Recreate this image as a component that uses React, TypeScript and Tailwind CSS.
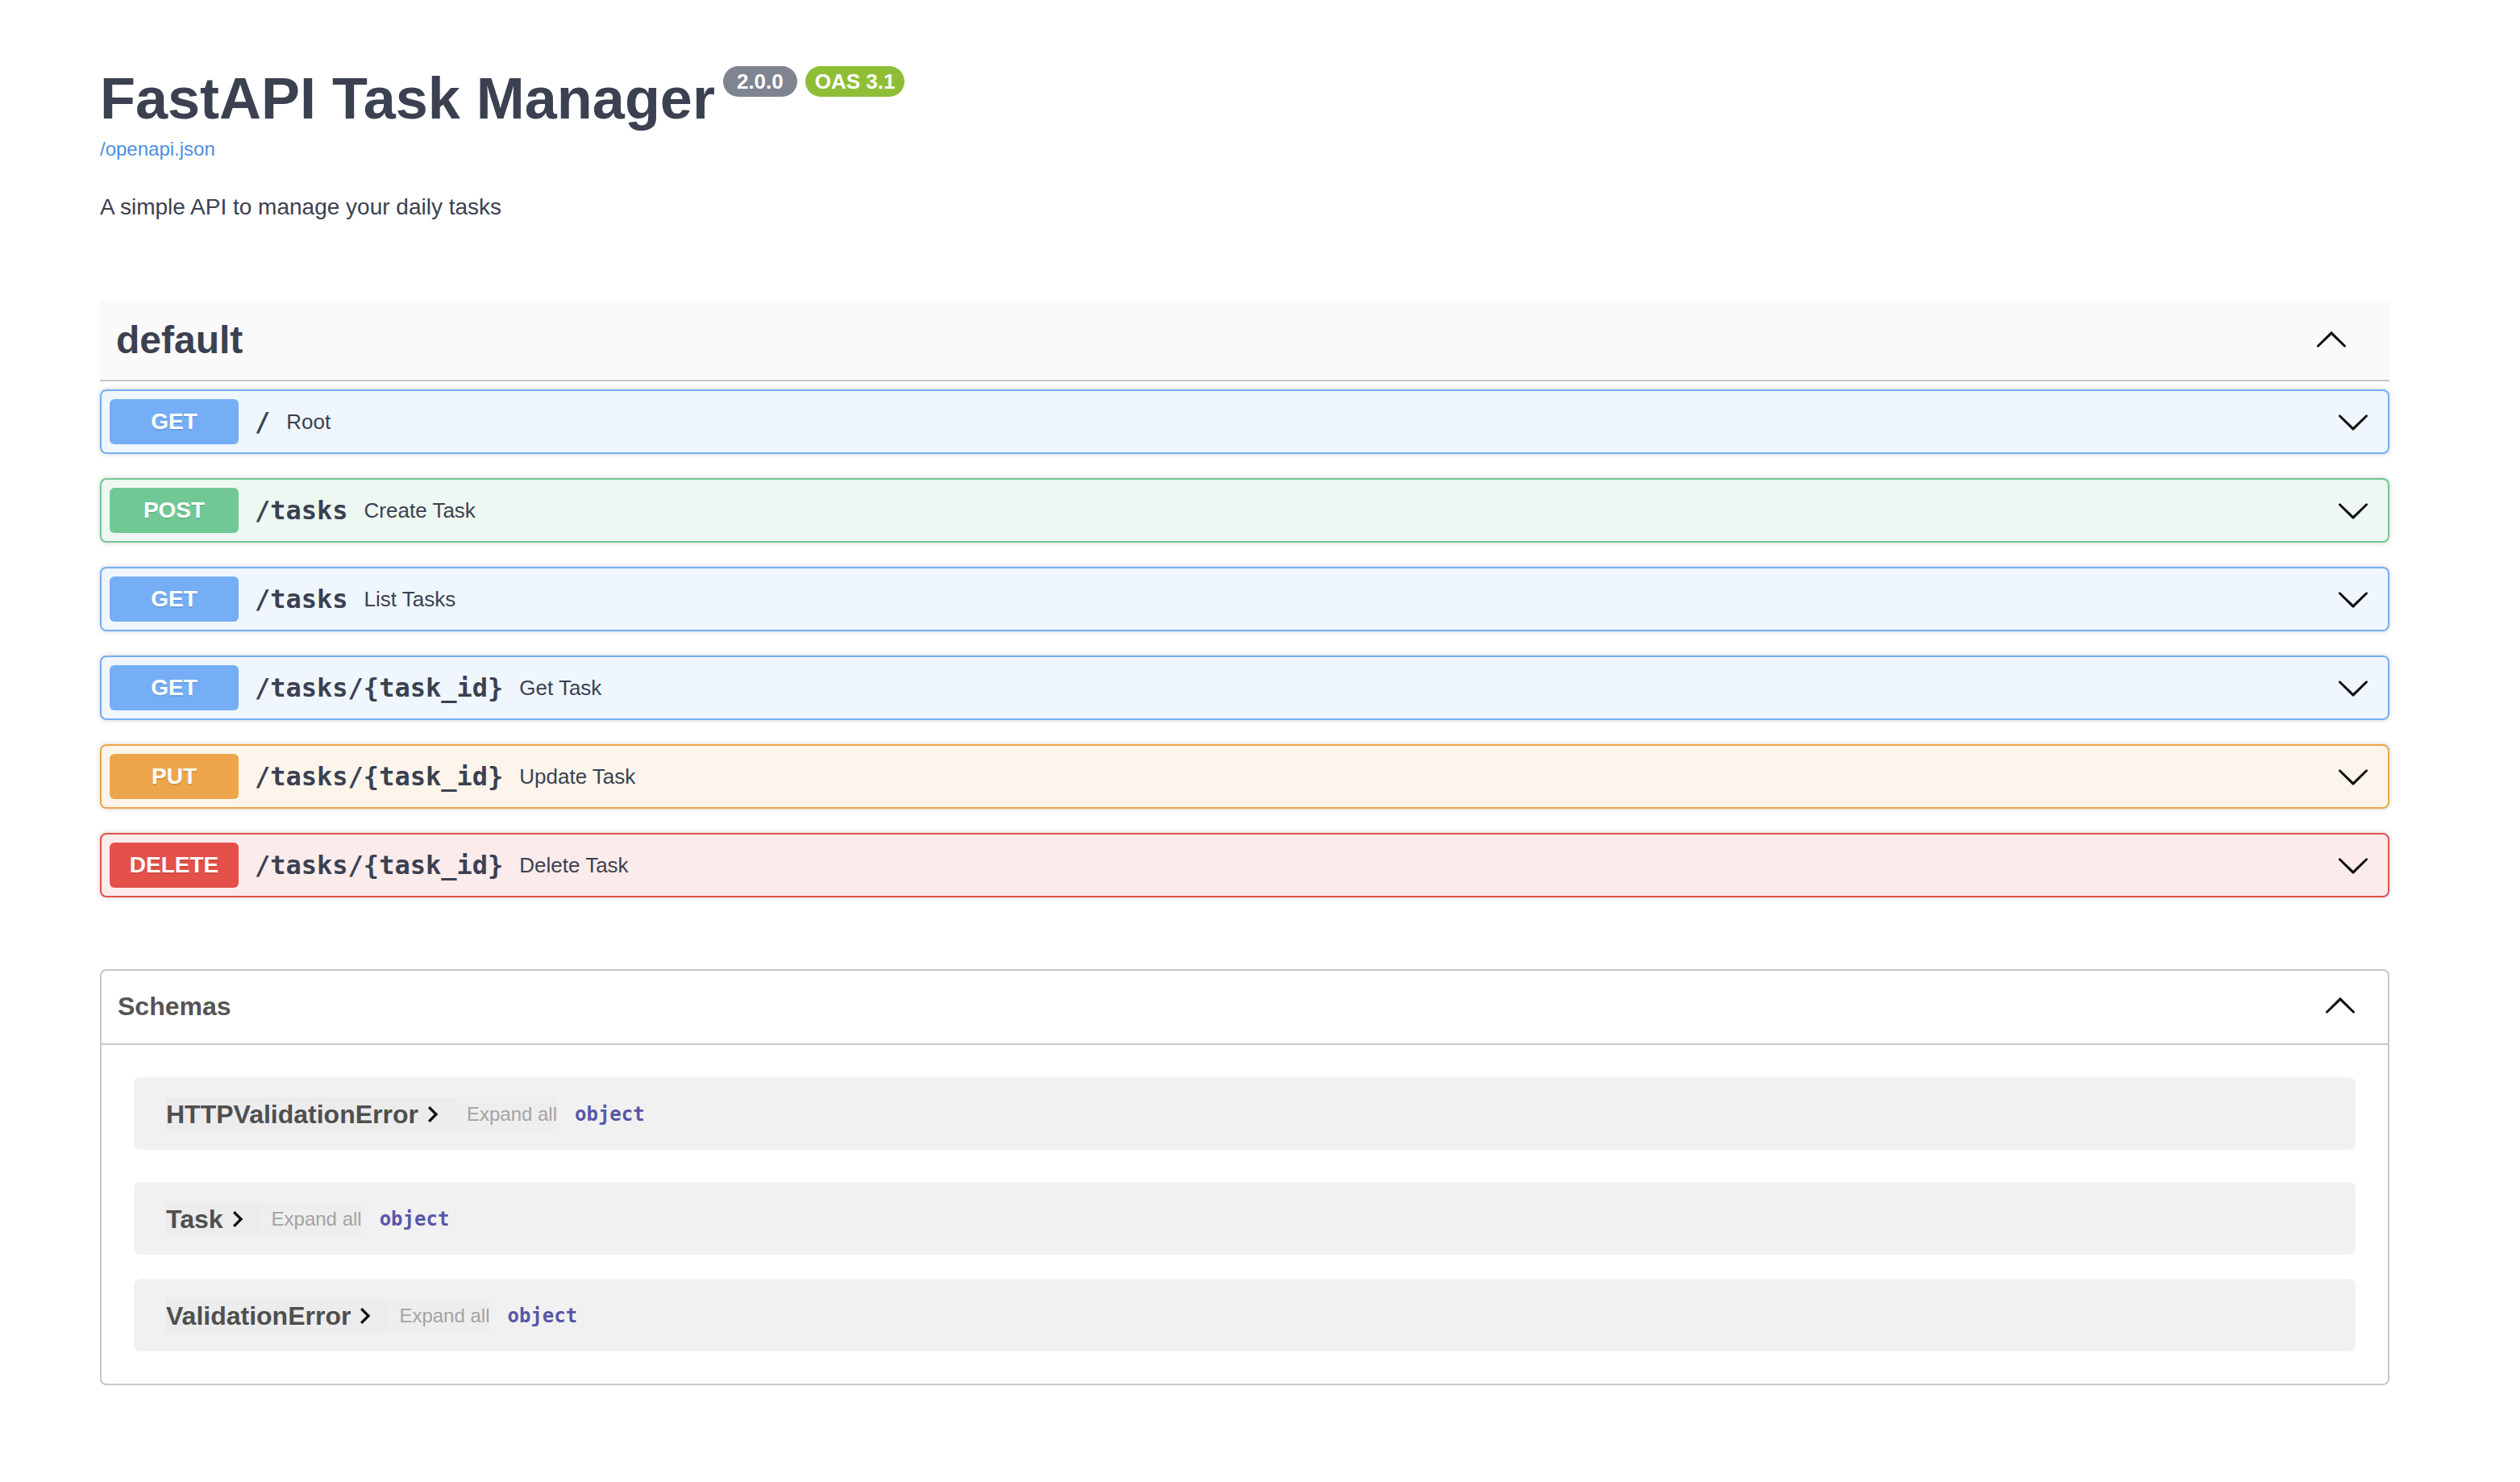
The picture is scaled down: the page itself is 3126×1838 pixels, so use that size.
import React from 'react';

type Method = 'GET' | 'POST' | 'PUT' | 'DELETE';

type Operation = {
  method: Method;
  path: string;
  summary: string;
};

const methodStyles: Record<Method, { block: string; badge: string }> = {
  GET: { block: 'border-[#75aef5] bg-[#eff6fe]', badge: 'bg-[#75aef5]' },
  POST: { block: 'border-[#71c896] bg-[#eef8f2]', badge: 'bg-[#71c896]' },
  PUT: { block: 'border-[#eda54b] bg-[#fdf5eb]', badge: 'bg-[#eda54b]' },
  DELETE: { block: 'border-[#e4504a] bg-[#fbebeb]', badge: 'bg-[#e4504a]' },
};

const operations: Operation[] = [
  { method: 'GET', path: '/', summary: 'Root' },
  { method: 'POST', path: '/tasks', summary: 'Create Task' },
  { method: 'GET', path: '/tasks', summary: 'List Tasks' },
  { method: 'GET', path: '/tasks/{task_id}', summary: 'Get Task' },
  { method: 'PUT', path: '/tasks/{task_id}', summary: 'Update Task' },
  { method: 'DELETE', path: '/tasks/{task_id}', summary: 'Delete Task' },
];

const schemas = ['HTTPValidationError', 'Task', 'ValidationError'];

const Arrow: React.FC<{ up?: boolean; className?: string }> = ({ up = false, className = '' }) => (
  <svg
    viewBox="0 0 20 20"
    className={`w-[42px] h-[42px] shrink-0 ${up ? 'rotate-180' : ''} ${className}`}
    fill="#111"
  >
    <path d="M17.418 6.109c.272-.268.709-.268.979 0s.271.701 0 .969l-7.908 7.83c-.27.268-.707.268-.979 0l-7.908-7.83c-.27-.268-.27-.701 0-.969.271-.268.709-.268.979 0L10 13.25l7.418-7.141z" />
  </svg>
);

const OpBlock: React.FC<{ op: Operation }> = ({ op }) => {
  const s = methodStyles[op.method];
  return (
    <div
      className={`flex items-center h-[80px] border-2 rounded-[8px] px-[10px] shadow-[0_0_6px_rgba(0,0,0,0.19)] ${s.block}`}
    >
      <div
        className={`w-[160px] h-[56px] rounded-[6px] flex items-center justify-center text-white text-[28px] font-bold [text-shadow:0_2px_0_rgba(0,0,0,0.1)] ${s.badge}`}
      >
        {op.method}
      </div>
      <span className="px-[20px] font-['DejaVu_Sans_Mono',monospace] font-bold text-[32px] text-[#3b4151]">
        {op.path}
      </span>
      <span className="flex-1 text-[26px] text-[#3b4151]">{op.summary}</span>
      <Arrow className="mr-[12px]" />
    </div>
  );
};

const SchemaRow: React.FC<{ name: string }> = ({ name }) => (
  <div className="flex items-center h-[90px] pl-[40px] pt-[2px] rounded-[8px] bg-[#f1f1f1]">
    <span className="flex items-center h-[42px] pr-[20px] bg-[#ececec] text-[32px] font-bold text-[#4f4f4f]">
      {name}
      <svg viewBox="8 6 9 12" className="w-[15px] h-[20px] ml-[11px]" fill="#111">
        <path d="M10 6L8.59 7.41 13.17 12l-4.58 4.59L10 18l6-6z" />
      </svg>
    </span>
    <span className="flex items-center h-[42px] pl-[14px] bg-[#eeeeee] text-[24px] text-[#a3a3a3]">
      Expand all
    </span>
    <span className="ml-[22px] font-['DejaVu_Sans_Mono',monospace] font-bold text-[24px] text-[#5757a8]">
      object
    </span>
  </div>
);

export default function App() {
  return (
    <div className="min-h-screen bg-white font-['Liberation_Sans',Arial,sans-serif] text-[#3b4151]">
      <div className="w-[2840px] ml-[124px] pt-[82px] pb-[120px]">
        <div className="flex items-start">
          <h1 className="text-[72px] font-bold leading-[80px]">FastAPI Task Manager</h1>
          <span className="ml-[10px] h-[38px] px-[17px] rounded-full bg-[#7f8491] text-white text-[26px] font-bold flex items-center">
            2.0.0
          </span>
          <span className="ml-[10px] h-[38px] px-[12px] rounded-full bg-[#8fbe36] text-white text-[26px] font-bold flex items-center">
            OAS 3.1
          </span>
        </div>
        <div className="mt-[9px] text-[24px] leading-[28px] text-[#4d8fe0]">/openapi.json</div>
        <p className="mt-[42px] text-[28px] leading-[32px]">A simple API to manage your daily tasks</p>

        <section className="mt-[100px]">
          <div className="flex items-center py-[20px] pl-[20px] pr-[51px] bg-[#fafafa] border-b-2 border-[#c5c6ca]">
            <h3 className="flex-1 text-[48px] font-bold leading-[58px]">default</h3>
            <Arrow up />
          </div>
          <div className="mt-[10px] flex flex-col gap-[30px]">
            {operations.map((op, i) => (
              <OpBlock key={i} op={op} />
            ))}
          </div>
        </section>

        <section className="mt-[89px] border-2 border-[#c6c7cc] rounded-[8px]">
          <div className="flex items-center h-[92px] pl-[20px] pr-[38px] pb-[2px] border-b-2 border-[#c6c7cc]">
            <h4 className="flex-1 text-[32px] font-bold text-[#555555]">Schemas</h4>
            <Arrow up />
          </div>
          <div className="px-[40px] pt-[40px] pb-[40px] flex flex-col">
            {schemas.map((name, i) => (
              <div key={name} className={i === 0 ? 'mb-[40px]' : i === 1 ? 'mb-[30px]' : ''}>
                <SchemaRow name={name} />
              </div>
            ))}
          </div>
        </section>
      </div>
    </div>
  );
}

■ Work instructions: Give the data again exactly as written, with all pictures left out.

■ Complete answer:
Recreate this image as a component that uses React, TypeScript and Tailwind CSS.
The picture is scaled down: the page itself is 3126×1838 pixels, so use that size.
import React from 'react';

type Method = 'GET' | 'POST' | 'PUT' | 'DELETE';

type Operation = {
  method: Method;
  path: string;
  summary: string;
};

const methodStyles: Record<Method, { block: string; badge: string }> = {
  GET: { block: 'border-[#75aef5] bg-[#eff6fe]', badge: 'bg-[#75aef5]' },
  POST: { block: 'border-[#71c896] bg-[#eef8f2]', badge: 'bg-[#71c896]' },
  PUT: { block: 'border-[#eda54b] bg-[#fdf5eb]', badge: 'bg-[#eda54b]' },
  DELETE: { block: 'border-[#e4504a] bg-[#fbebeb]', badge: 'bg-[#e4504a]' },
};

const operations: Operation[] = [
  { method: 'GET', path: '/', summary: 'Root' },
  { method: 'POST', path: '/tasks', summary: 'Create Task' },
  { method: 'GET', path: '/tasks', summary: 'List Tasks' },
  { method: 'GET', path: '/tasks/{task_id}', summary: 'Get Task' },
  { method: 'PUT', path: '/tasks/{task_id}', summary: 'Update Task' },
  { method: 'DELETE', path: '/tasks/{task_id}', summary: 'Delete Task' },
];

const schemas = ['HTTPValidationError', 'Task', 'ValidationError'];

const Arrow: React.FC<{ up?: boolean; className?: string }> = ({ up = false, className = '' }) => (
  <svg
    viewBox="0 0 20 20"
    className={`w-[42px] h-[42px] shrink-0 ${up ? 'rotate-180' : ''} ${className}`}
    fill="#111"
  >
    <path d="M17.418 6.109c.272-.268.709-.268.979 0s.271.701 0 .969l-7.908 7.83c-.27.268-.707.268-.979 0l-7.908-7.83c-.27-.268-.27-.701 0-.969.271-.268.709-.268.979 0L10 13.25l7.418-7.141z" />
  </svg>
);

const OpBlock: React.FC<{ op: Operation }> = ({ op }) => {
  const s = methodStyles[op.method];
  return (
    <div
      className={`flex items-center h-[80px] border-2 rounded-[8px] px-[10px] shadow-[0_0_6px_rgba(0,0,0,0.19)] ${s.block}`}
    >
      <div
        className={`w-[160px] h-[56px] rounded-[6px] flex items-center justify-center text-white text-[28px] font-bold [text-shadow:0_2px_0_rgba(0,0,0,0.1)] ${s.badge}`}
      >
        {op.method}
      </div>
      <span className="px-[20px] font-['DejaVu_Sans_Mono',monospace] font-bold text-[32px] text-[#3b4151]">
        {op.path}
      </span>
      <span className="flex-1 text-[26px] text-[#3b4151]">{op.summary}</span>
      <Arrow className="mr-[12px]" />
    </div>
  );
};

const SchemaRow: React.FC<{ name: string }> = ({ name }) => (
  <div className="flex items-center h-[90px] pl-[40px] pt-[2px] rounded-[8px] bg-[#f1f1f1]">
    <span className="flex items-center h-[42px] pr-[20px] bg-[#ececec] text-[32px] font-bold text-[#4f4f4f]">
      {name}
      <svg viewBox="8 6 9 12" className="w-[15px] h-[20px] ml-[11px]" fill="#111">
        <path d="M10 6L8.59 7.41 13.17 12l-4.58 4.59L10 18l6-6z" />
      </svg>
    </span>
    <span className="flex items-center h-[42px] pl-[14px] bg-[#eeeeee] text-[24px] text-[#a3a3a3]">
      Expand all
    </span>
    <span className="ml-[22px] font-['DejaVu_Sans_Mono',monospace] font-bold text-[24px] text-[#5757a8]">
      object
    </span>
  </div>
);

export default function App() {
  return (
    <div className="min-h-screen bg-white font-['Liberation_Sans',Arial,sans-serif] text-[#3b4151]">
      <div className="w-[2840px] ml-[124px] pt-[82px] pb-[120px]">
        <div className="flex items-start">
          <h1 className="text-[72px] font-bold leading-[80px]">FastAPI Task Manager</h1>
          <span className="ml-[10px] h-[38px] px-[17px] rounded-full bg-[#7f8491] text-white text-[26px] font-bold flex items-center">
            2.0.0
          </span>
          <span className="ml-[10px] h-[38px] px-[12px] rounded-full bg-[#8fbe36] text-white text-[26px] font-bold flex items-center">
            OAS 3.1
          </span>
        </div>
        <div className="mt-[9px] text-[24px] leading-[28px] text-[#4d8fe0]">/openapi.json</div>
        <p className="mt-[42px] text-[28px] leading-[32px]">A simple API to manage your daily tasks</p>

        <section className="mt-[100px]">
          <div className="flex items-center py-[20px] pl-[20px] pr-[51px] bg-[#fafafa] border-b-2 border-[#c5c6ca]">
            <h3 className="flex-1 text-[48px] font-bold leading-[58px]">default</h3>
            <Arrow up />
          </div>
          <div className="mt-[10px] flex flex-col gap-[30px]">
            {operations.map((op, i) => (
              <OpBlock key={i} op={op} />
            ))}
          </div>
        </section>

        <section className="mt-[89px] border-2 border-[#c6c7cc] rounded-[8px]">
          <div className="flex items-center h-[92px] pl-[20px] pr-[38px] pb-[2px] border-b-2 border-[#c6c7cc]">
            <h4 className="flex-1 text-[32px] font-bold text-[#555555]">Schemas</h4>
            <Arrow up />
          </div>
          <div className="px-[40px] pt-[40px] pb-[40px] flex flex-col">
            {schemas.map((name, i) => (
              <div key={name} className={i === 0 ? 'mb-[40px]' : i === 1 ? 'mb-[30px]' : ''}>
                <SchemaRow name={name} />
              </div>
            ))}
          </div>
        </section>
      </div>
    </div>
  );
}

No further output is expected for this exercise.